» Data block:

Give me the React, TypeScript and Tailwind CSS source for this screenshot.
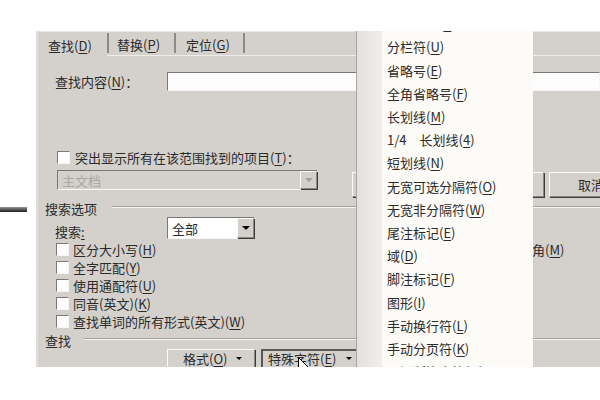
import React from 'react';

// Classic 3D edges, Windows 2000 style.
const sunken =
  'border border-t-[#7b7975] border-l-[#7b7975] border-b-[#f7f6f4] border-r-[#f7f6f4]';
const raised =
  'border border-t-[#fbfaf8] border-l-[#fbfaf8] border-b-[#8a8884] border-r-[#8a8884] shadow-[1px_1px_0_#3d3c3a]';

/** `label(K)` with the access key underlined. */
function Key({ label, k }: { label: string; k: string }) {
  return (
    <>
      {label}(<span className="underline underline-offset-2">{k}</span>)
    </>
  );
}

function Check({
  label,
  k,
  gap = 'ml-[4px]',
  colon,
}: {
  label: string;
  k: string;
  gap?: string;
  colon?: boolean;
}) {
  return (
    <div className="flex h-[18px] items-center">
      <span className={`h-[13px] w-[13px] shrink-0 bg-white ${sunken}`} />
      <span className={`${gap} whitespace-nowrap`}>
        <Key label={label} k={k} />
        {colon && '：'}
      </span>
    </div>
  );
}

function Arrow({ disabled }: { disabled?: boolean }) {
  return (
    <span
      className={`flex h-full w-[17px] shrink-0 items-center justify-center bg-[#d4d1cc] ${raised}`}
    >
      <span
        className={
          disabled
            ? 'border-x-[4px] border-t-[4px] border-x-transparent border-t-[#a19e99]'
            : 'border-x-[4px] border-t-[4px] border-x-transparent border-t-black'
        }
      />
    </span>
  );
}

function Separator() {
  return <div className="my-[2px] w-[2px] shrink-0 self-stretch bg-[#8d8a86]" />;
}

function GroupLine({ label, gap }: { label: string; gap: string }) {
  return (
    <div className="flex h-[14px] items-center pl-[9px]">
      <span className="shrink-0">{label}</span>
      <div
        className={`${gap} mb-[3px] h-[2px] flex-1 border-t border-b border-t-[#a5a29d] border-b-[#f4f2ef]`}
      />
    </div>
  );
}

const SPECIALS: [string, string][] = [
  ['段落符号', 'A'],
  ['分栏符', 'U'],
  ['省略号', 'E'],
  ['全角省略号', 'F'],
  ['长划线', 'M'],
  ['1/4\u3000长划线', '4'],
  ['短划线', 'N'],
  ['无宽可选分隔符', 'O'],
  ['无宽非分隔符', 'W'],
  ['尾注标记', 'E'],
  ['域', 'D'],
  ['脚注标记', 'F'],
  ['图形', 'I'],
  ['手动换行符', 'L'],
  ['手动分页符', 'K'],
  ['不间断连字符', 'H'],
];

function SpecialMenu() {
  return (
    <div className="absolute top-0 bottom-0 left-[320px] flex">
      {/* the pale band the menu drags along its left side */}
      <div className="w-[26px] border-l border-[#a9a6a1] bg-linear-to-r from-[#e3e1dd] to-[#f1efec]" />
      <div className="w-[151px] overflow-hidden bg-[#fdfbf8]">
        <div className="mt-[-18.8px]">
          {SPECIALS.map(([label, k], i) => (
            <div key={i} className="flex h-[23.2px] items-center pl-[5px] whitespace-nowrap">
              <Key label={label} k={k} />
            </div>
          ))}
        </div>
      </div>
    </div>
  );
}

function Cursor() {
  return (
    <svg
      className="absolute top-[326px] left-[262px]"
      width="12"
      height="18"
      viewBox="0 0 12 18"
    >
      <path
        d="M0.5 0.5 L0.5 15 L4 11.5 L6.5 17 L8.5 16 L6 10.5 L10.5 10.5 Z"
        fill="white"
        stroke="black"
      />
    </svg>
  );
}

function FindDialog() {
  return (
    <div className="relative flex-1 overflow-hidden bg-[#d4d1cc] shadow-[inset_2px_0_0_#e3e0dc,inset_0_1px_0_#e8e6e2]">
      {/* tabs */}
      <div className="flex h-[25px]">
        <div className="flex w-[71px] shrink-0 items-center pt-[3px] pl-[12px]">
          <Key label="查找" k="D" />
        </div>
        <div className="flex flex-1 border-b border-[#efedea]">
          <Separator />
          <div className="flex w-[65px] shrink-0 items-center pt-[3px] pl-[8px]">
            <Key label="替换" k="P" />
          </div>
          <Separator />
          <div className="flex w-[67px] shrink-0 items-center pt-[3px] pl-[10px]">
            <Key label="定位" k="G" />
          </div>
          <Separator />
          <div className="flex-1" />
        </div>
      </div>

      {/* find what */}
      <div className="mt-[16px] flex h-[19px] items-center">
        <span className="w-[131px] shrink-0 pl-[19px]">
          <Key label="查找内容" k="N" />：
        </span>
        <div className={`h-[19px] flex-1 bg-[#fdfdfd] ${sunken}`} />
      </div>

      <div className="mt-[57px] pl-[21px]">
        <Check label="突出显示所有在该范围找到的项目" k="T" gap="ml-[5px]" colon />
      </div>

      <div className="mt-[4px] flex h-[27px] items-start">
        <div className={`ml-[21px] flex h-[20px] w-[261px] shrink-0 items-center ${sunken}`}>
          <span className="flex-1 pl-[4px] text-[#a9a7a3]">主文档</span>
          <Arrow disabled />
        </div>
        <div className={`mt-[2px] ml-[34px] h-[25px] w-[192px] shrink-0 ${raised}`} />
        <div
          className={`mt-[2px] ml-[5px] flex h-[25px] w-[100px] shrink-0 items-center pl-[28px] ${raised}`}
        >
          取消
        </div>
      </div>

      <div className="mt-[4px]">
        <GroupLine label="搜索选项" gap="ml-[15px]" />
      </div>

      <div className="mt-[2px] flex h-[22px] items-center">
        <span className="w-[131px] shrink-0 pt-[6px] pl-[19px]">
          搜索<span className="underline underline-offset-2">:</span>
        </span>
        <div className={`flex h-[22px] w-[88px] shrink-0 items-center bg-white ${sunken}`}>
          <span className="flex-1 pl-[4px]">全部</span>
          <Arrow />
        </div>
      </div>

      <div className="mt-[1px] pl-[20px]">
        <div className="flex">
          <div className="w-[402px] shrink-0">
            <Check label="区分大小写" k="H" />
          </div>
          <Check label="区分全/半角" k="M" />
        </div>
        <Check label="全字匹配" k="Y" />
        <Check label="使用通配符" k="U" />
        <Check label="同音(英文)" k="K" />
        <Check label="查找单词的所有形式(英文)" k="W" />
      </div>

      <div className="mt-[3px]">
        <GroupLine label="查找" gap="ml-[13px]" />
      </div>

      <div className="mt-[2px] flex">
        <div
          className={`ml-[131px] flex h-[24px] w-[88px] shrink-0 items-start pt-[2px] pl-[15px] ${raised}`}
        >
          <Key label="格式" k="O" />
          <span className="mt-[5px] ml-[9px] border-x-[3px] border-t-[3px] border-x-transparent border-t-black" />
        </div>
        <div className="ml-[6px] flex h-[24px] w-[190px] shrink-0 items-start border-2 border-[#5a5855] pt-[1px] pl-[5px]">
          <Key label="特殊字符" k="E" />
          <span className="mt-[5px] ml-[9px] border-x-[3px] border-t-[3px] border-x-transparent border-t-black" />
        </div>
      </div>

      <Cursor />
      <SpecialMenu />
    </div>
  );
}

export default function App() {
  return (
    <div className="flex h-[400px] w-[600px] flex-col overflow-hidden bg-white font-['Noto_Sans_CJK_SC',sans-serif] text-[13px] leading-none text-[#2b2b2b]">
      <div className="h-[31px]" />
      <div className="flex h-[336px]">
        <div className="w-[36px] shrink-0 pt-[176px]">
          <div className="h-[5px] w-[27px] bg-linear-to-b from-[#9a9a9a] to-[#1f1f1f]" />
        </div>
        <FindDialog />
      </div>
    </div>
  );
}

» What is needed:
Leave the pictures out and output the rest of the listing exactly.

» Task response:
Give me the React, TypeScript and Tailwind CSS source for this screenshot.
import React from 'react';

// Classic 3D edges, Windows 2000 style.
const sunken =
  'border border-t-[#7b7975] border-l-[#7b7975] border-b-[#f7f6f4] border-r-[#f7f6f4]';
const raised =
  'border border-t-[#fbfaf8] border-l-[#fbfaf8] border-b-[#8a8884] border-r-[#8a8884] shadow-[1px_1px_0_#3d3c3a]';

/** `label(K)` with the access key underlined. */
function Key({ label, k }: { label: string; k: string }) {
  return (
    <>
      {label}(<span className="underline underline-offset-2">{k}</span>)
    </>
  );
}

function Check({
  label,
  k,
  gap = 'ml-[4px]',
  colon,
}: {
  label: string;
  k: string;
  gap?: string;
  colon?: boolean;
}) {
  return (
    <div className="flex h-[18px] items-center">
      <span className={`h-[13px] w-[13px] shrink-0 bg-white ${sunken}`} />
      <span className={`${gap} whitespace-nowrap`}>
        <Key label={label} k={k} />
        {colon && '：'}
      </span>
    </div>
  );
}

function Arrow({ disabled }: { disabled?: boolean }) {
  return (
    <span
      className={`flex h-full w-[17px] shrink-0 items-center justify-center bg-[#d4d1cc] ${raised}`}
    >
      <span
        className={
          disabled
            ? 'border-x-[4px] border-t-[4px] border-x-transparent border-t-[#a19e99]'
            : 'border-x-[4px] border-t-[4px] border-x-transparent border-t-black'
        }
      />
    </span>
  );
}

function Separator() {
  return <div className="my-[2px] w-[2px] shrink-0 self-stretch bg-[#8d8a86]" />;
}

function GroupLine({ label, gap }: { label: string; gap: string }) {
  return (
    <div className="flex h-[14px] items-center pl-[9px]">
      <span className="shrink-0">{label}</span>
      <div
        className={`${gap} mb-[3px] h-[2px] flex-1 border-t border-b border-t-[#a5a29d] border-b-[#f4f2ef]`}
      />
    </div>
  );
}

const SPECIALS: [string, string][] = [
  ['段落符号', 'A'],
  ['分栏符', 'U'],
  ['省略号', 'E'],
  ['全角省略号', 'F'],
  ['长划线', 'M'],
  ['1/4\u3000长划线', '4'],
  ['短划线', 'N'],
  ['无宽可选分隔符', 'O'],
  ['无宽非分隔符', 'W'],
  ['尾注标记', 'E'],
  ['域', 'D'],
  ['脚注标记', 'F'],
  ['图形', 'I'],
  ['手动换行符', 'L'],
  ['手动分页符', 'K'],
  ['不间断连字符', 'H'],
];

function SpecialMenu() {
  return (
    <div className="absolute top-0 bottom-0 left-[320px] flex">
      {/* the pale band the menu drags along its left side */}
      <div className="w-[26px] border-l border-[#a9a6a1] bg-linear-to-r from-[#e3e1dd] to-[#f1efec]" />
      <div className="w-[151px] overflow-hidden bg-[#fdfbf8]">
        <div className="mt-[-18.8px]">
          {SPECIALS.map(([label, k], i) => (
            <div key={i} className="flex h-[23.2px] items-center pl-[5px] whitespace-nowrap">
              <Key label={label} k={k} />
            </div>
          ))}
        </div>
      </div>
    </div>
  );
}

function Cursor() {
  return (
    <svg
      className="absolute top-[326px] left-[262px]"
      width="12"
      height="18"
      viewBox="0 0 12 18"
    >
      <path
        d="M0.5 0.5 L0.5 15 L4 11.5 L6.5 17 L8.5 16 L6 10.5 L10.5 10.5 Z"
        fill="white"
        stroke="black"
      />
    </svg>
  );
}

function FindDialog() {
  return (
    <div className="relative flex-1 overflow-hidden bg-[#d4d1cc] shadow-[inset_2px_0_0_#e3e0dc,inset_0_1px_0_#e8e6e2]">
      {/* tabs */}
      <div className="flex h-[25px]">
        <div className="flex w-[71px] shrink-0 items-center pt-[3px] pl-[12px]">
          <Key label="查找" k="D" />
        </div>
        <div className="flex flex-1 border-b border-[#efedea]">
          <Separator />
          <div className="flex w-[65px] shrink-0 items-center pt-[3px] pl-[8px]">
            <Key label="替换" k="P" />
          </div>
          <Separator />
          <div className="flex w-[67px] shrink-0 items-center pt-[3px] pl-[10px]">
            <Key label="定位" k="G" />
          </div>
          <Separator />
          <div className="flex-1" />
        </div>
      </div>

      {/* find what */}
      <div className="mt-[16px] flex h-[19px] items-center">
        <span className="w-[131px] shrink-0 pl-[19px]">
          <Key label="查找内容" k="N" />：
        </span>
        <div className={`h-[19px] flex-1 bg-[#fdfdfd] ${sunken}`} />
      </div>

      <div className="mt-[57px] pl-[21px]">
        <Check label="突出显示所有在该范围找到的项目" k="T" gap="ml-[5px]" colon />
      </div>

      <div className="mt-[4px] flex h-[27px] items-start">
        <div className={`ml-[21px] flex h-[20px] w-[261px] shrink-0 items-center ${sunken}`}>
          <span className="flex-1 pl-[4px] text-[#a9a7a3]">主文档</span>
          <Arrow disabled />
        </div>
        <div className={`mt-[2px] ml-[34px] h-[25px] w-[192px] shrink-0 ${raised}`} />
        <div
          className={`mt-[2px] ml-[5px] flex h-[25px] w-[100px] shrink-0 items-center pl-[28px] ${raised}`}
        >
          取消
        </div>
      </div>

      <div className="mt-[4px]">
        <GroupLine label="搜索选项" gap="ml-[15px]" />
      </div>

      <div className="mt-[2px] flex h-[22px] items-center">
        <span className="w-[131px] shrink-0 pt-[6px] pl-[19px]">
          搜索<span className="underline underline-offset-2">:</span>
        </span>
        <div className={`flex h-[22px] w-[88px] shrink-0 items-center bg-white ${sunken}`}>
          <span className="flex-1 pl-[4px]">全部</span>
          <Arrow />
        </div>
      </div>

      <div className="mt-[1px] pl-[20px]">
        <div className="flex">
          <div className="w-[402px] shrink-0">
            <Check label="区分大小写" k="H" />
          </div>
          <Check label="区分全/半角" k="M" />
        </div>
        <Check label="全字匹配" k="Y" />
        <Check label="使用通配符" k="U" />
        <Check label="同音(英文)" k="K" />
        <Check label="查找单词的所有形式(英文)" k="W" />
      </div>

      <div className="mt-[3px]">
        <GroupLine label="查找" gap="ml-[13px]" />
      </div>

      <div className="mt-[2px] flex">
        <div
          className={`ml-[131px] flex h-[24px] w-[88px] shrink-0 items-start pt-[2px] pl-[15px] ${raised}`}
        >
          <Key label="格式" k="O" />
          <span className="mt-[5px] ml-[9px] border-x-[3px] border-t-[3px] border-x-transparent border-t-black" />
        </div>
        <div className="ml-[6px] flex h-[24px] w-[190px] shrink-0 items-start border-2 border-[#5a5855] pt-[1px] pl-[5px]">
          <Key label="特殊字符" k="E" />
          <span className="mt-[5px] ml-[9px] border-x-[3px] border-t-[3px] border-x-transparent border-t-black" />
        </div>
      </div>

      <Cursor />
      <SpecialMenu />
    </div>
  );
}

export default function App() {
  return (
    <div className="flex h-[400px] w-[600px] flex-col overflow-hidden bg-white font-['Noto_Sans_CJK_SC',sans-serif] text-[13px] leading-none text-[#2b2b2b]">
      <div className="h-[31px]" />
      <div className="flex h-[336px]">
        <div className="w-[36px] shrink-0 pt-[176px]">
          <div className="h-[5px] w-[27px] bg-linear-to-b from-[#9a9a9a] to-[#1f1f1f]" />
        </div>
        <FindDialog />
      </div>
    </div>
  );
}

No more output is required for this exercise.